Dengan menggunakan kerangka Dinamika Inovasi, dapat diidentifikasi tiga pola substitusi di mana dua di antaranya mendorong pada susbtitusi: teknologi lama mengalami pendewasaan relatif terhadap dominant driver; driver mengalami pendewasaan, driver baru muncul dan teknologi lama tidak mampu memenuhi kebutuhan yang tidak dapat dipenuhi oleh dominant driver baru; lingkungan berubah menciptakan dominant driver baru. Mengenali teknologi baru yang dapat menyebabkan disrutif merupakan tantangan, terutama ketika pelanggan tidak mengenali bahwa kebutuhan kinerja yang menjadi dasar dari keputusan masa lalu tidak mengubah keputusan masa depan. Tantangan ini dapat dipenuhi dengan: (1) memahami dinamika inovasi dan substitusi. Ada alasan-alasan tertentu mengapa teknologi baru muncul: ada kebutuhan yang tidak terpenuhi (baru atau lama) dan teknologi yang ada tidak dapat digunakan untuk memenuhi kebutuhan; (2) tidak mengabaikan pelanggan (yang sudah atau yang akan dimiliki). Namun demikian jangan fokus hanya pada memenuhi apa yang diminta pelanggan pada saat ini. Lebih penting, fokus pada apa yang mereka butuhkan. Isu yang perlu diperhatikan adalah mengidentifikasikan driver masa depan, sesuatu yang muncul ketika driver lama mencapai batas maksimum, dan yang muncul ketika lingkungan pelanggan berubah; (3) tidak meninggalkan teknologi lama hanya karena ia sudah menjadi tua. Kecuali ada kebutuhan yang tidak terpenuhi, mungkin tidak ada manfaatnya untuk menggantinya dengan teknologi baru; (4) pada saat bersamaan, jangan hanya fokus pada bagaimana dapat menggunakan teknologi yang ada untuk menjawab driver yang sedang berkembang. Beralih ke teknologi yang lebih baru yang dapat meningkatkan kinerja pada batas kemampuan driver lama mungkin diperlukan untuk memenuhi kemampuan minimum driver baru; (5) implemen proses yang membantu mengantisipasi dan mengelola perubahan.

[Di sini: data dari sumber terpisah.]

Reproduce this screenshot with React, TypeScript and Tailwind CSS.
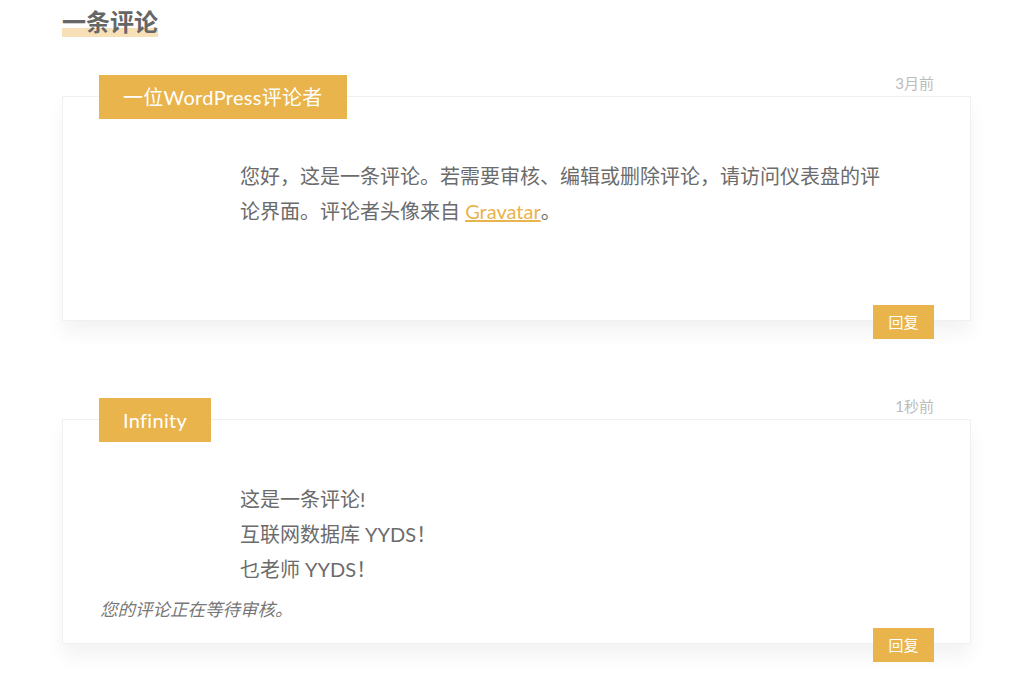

Sistem Informasi Strategik
Bagi perusahaan modern, memiliki strategi bisnis saja tidak cukup untuk menghadapi persaingan dewasa ini. Strategi bisnis yang biasa dituangkan dalam dokumen atau cetak biru Business Plan harus pula dilengkapi dengan Sistem Infromasi Strategik (Indrajit, 2003). Tujuannya jelas, yaitu untuk memanfaatkan secara optimum penggunaan Teknologi Informasi sebagai komponen utama sistem informasi perusahaan (sistem yang terdiri dari komponen-komponen untuk melakukan pengolahan data dan pengiriman informasi hasil pengolahan ke fungsi-fungsi organisasi terkait). Tantangan yang dihadapi para pengelola Teknologi Informasi pada umumnya adalah bagaimana mengendalikan Teknologi Informasi sebagai sumber daya perusahaan sehingga dapat menyajikan informasi sesuai yang dibutuhkan perusahaan, bagaimana mengelola resiko dan mengamankan infrastruktur Teknologi Informasi yang menjadi hidup-matinya operasional perusahaan.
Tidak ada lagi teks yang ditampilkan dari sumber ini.